El otro día, una de mis pacientes de Rendu me preguntó preocupada: ¿Qué será de nosotros si la reventamos? El motivo de su preocupación es que esa mañana la consulta había sido algo más caótica de lo habitual, hubo un rato tranquilo, pero solo fue el presagio de la tempestad.
Llegué al hospital avisada de que ese día vendrían 4 pacientes de Rendu, algo muy llevadero; a eso hay que sumar urgencias, recomendados y algún paciente extra, de mis habituales, que vienen a mi puerta porque ya saben que no sé decir no. Vi con calma las urgencias de primera hora y en el ínterin me llamaron otros tres Rendu para preguntar si podría atenderles. Durante un rato, esperé a que llegaran, cosa que hicieron todos a la vez. El truco para atenderlos cuando eso sucede es alternarlos: pongo algodón con anestesia a todo el mundo, y mientras a los últimos les hace efecto, empiezo a pinchar a la primera víctima de turno, que dará el relevo al siguiente mientras la segunda tanda de anestesia surte efecto. Durante la espera, hacen corrillo, se conocen y se ponen al día.

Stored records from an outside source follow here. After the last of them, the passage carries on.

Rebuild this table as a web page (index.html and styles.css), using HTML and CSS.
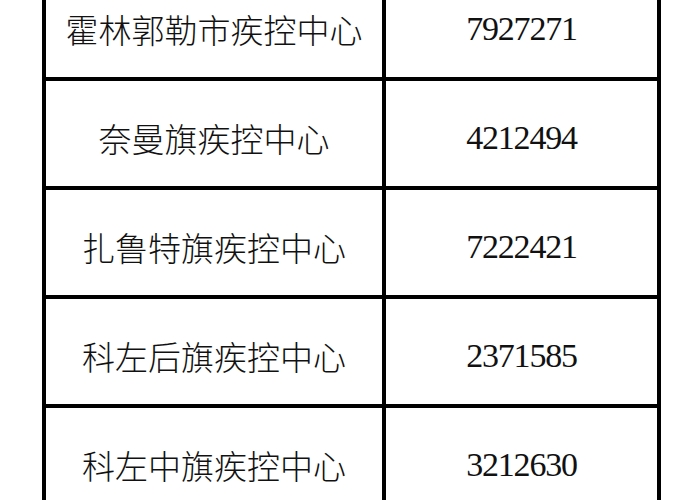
FILE: index.html
```html
<!DOCTYPE html>
<html lang="zh-CN">
<head>
<meta charset="utf-8">
<link rel="stylesheet" href="styles.css">
</head>
<body>
<div class="table">
  <div class="cell name">霍林郭勒市疾控中心</div>
  <div class="cell num">7927271</div>
  <div class="cell name">奈曼旗疾控中心</div>
  <div class="cell num">4212494</div>
  <div class="cell name">扎鲁特旗疾控中心</div>
  <div class="cell num">7222421</div>
  <div class="cell name">科左后旗疾控中心</div>
  <div class="cell num">2371585</div>
  <div class="cell name">科左中旗疾控中心</div>
  <div class="cell num">3212630</div>
</div>
</body>
</html>
```
FILE: styles.css
```css
html, body {
  margin: 0;
  padding: 0;
  background: #fff;
}
body {
  width: 700px;
  height: 500px;
  overflow: hidden;
}
.table {
  display: grid;
  grid-template-columns: 336px 271px;
  grid-auto-rows: 105px;
  gap: 4px;
  background: #000;
  border: 4px solid #000;
  width: fit-content;
  margin-left: 42px;
  margin-top: -32px;
}
.cell {
  background: #fff;
  display: flex;
  align-items: center;
  justify-content: center;
  color: #111;
  line-height: 1;
  padding-top: 9px;
  box-sizing: border-box;
}
.name {
  font-family: "Noto Sans CJK SC", sans-serif;
  font-size: 33px;
  font-weight: 300;
}
.num {
  font-family: "Liberation Serif", serif;
  font-size: 34px;
  letter-spacing: -1.2px;
}
```
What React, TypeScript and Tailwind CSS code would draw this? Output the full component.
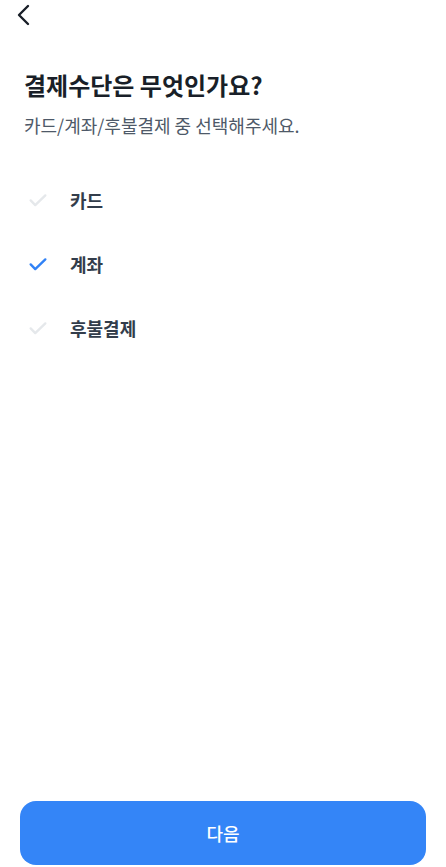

El problema surgió cuando el miembro más joven de una familia se mareó. ¿Cómo alternar enfermos con alguien tirado en la camilla? En ese estado no podía mandarlo a la sala de espera. ¿Cómo decirle a su padre que saliese dejándolo así? Sin embargo, había que seguir y no disponía de más hueco donde meterme.
Aproveché la buena relación entre los pacientes para llevar la tertulia al interior de la consulta. Durante un rato, aquello se asemejó bastante al camarote de los hermanos Marx, el único que no hablaba era el joven de la camilla. De vez en cuando, me tocaba intervenir e interrumpir la conversación para secuestrar e infiltrar a alguno de los interlocutores. El único aderezo que faltaba era que subiese alguna urgencia y, ya puestos, ¿por qué no hacer una película redonda? Aún así, los pobres extras se quedaron en la sala de espera.
A pesar de los temores de mi paciente, no reventé. No obstante, unos días más tarde el destino decidió comprobar mi resistencia y se empeñó en demostrarme que todo es susceptible de empeorar. ¿Un día malo? ¡Ja!
Las mañanas de urgencias son las mejores para hacer cosas fuera de programa, las que tengo copadas con los Rendu dan poco más de sí y siempre viene bien un día extra de busca para repartir la carga. Sin embargo, esa mañana las cosas se torcieron desde el principio. A las enfermeras se les complicó la prueba de primera hora y eso atascó el resto de las consultas. Cuando la situación parecía que iba a remontar, una de las curas se puso a sangrar y se mareó; el problema de las especialidades es que las generalidades de la medicina se pierden en el proceso de la especialización y salvo tumbar al mareado y levantarle los pies, poco más sabemos hacer. Las enfermeras son de gran ayuda, le cogieron una vía y le pasaron un suero, pero al no mejorar con esos primeros auxilios, hubo que trasladarle a urgencias. En ese tiempo, que no fue corto, el resto de la actividad se bloqueó sin remedio.
Los pacientes se acumularon, las pruebas también. En la sala de espera se respiraba la tensión (a veces es una suerte ir sin aliento). El que varios guardias civiles custodiaran a un preso en la sala seguramente sirvió para que nadie estallara, aunque los presos también alteran la dinámica de la consulta.
La mañana de busca se conoce más oficialmente como de imprevistos, y nunca hizo más honor al apelativo que ese día. No solo se complicó todo lo complicable, sino que, por supuesto, aparecieron los pacientes previstos y las urgencias (que entran dentro de la previsión) y también surgieron esos imprevistos que le dan nombre, casos que requerían tiempo y en los momentos de mayor agobio. Mi pobre madre pasó por allí a saludarme cuando terminó de hacerse la prueba que tenía citada y se marchó después de enviarme un beso, ni siquiera me avisó antes por si la acompañaba, es consciente de que me gustaría hacerlo, pero la única manera de pasar un rato con mi familia en la consulta es si soy la médico que debe atenderlos.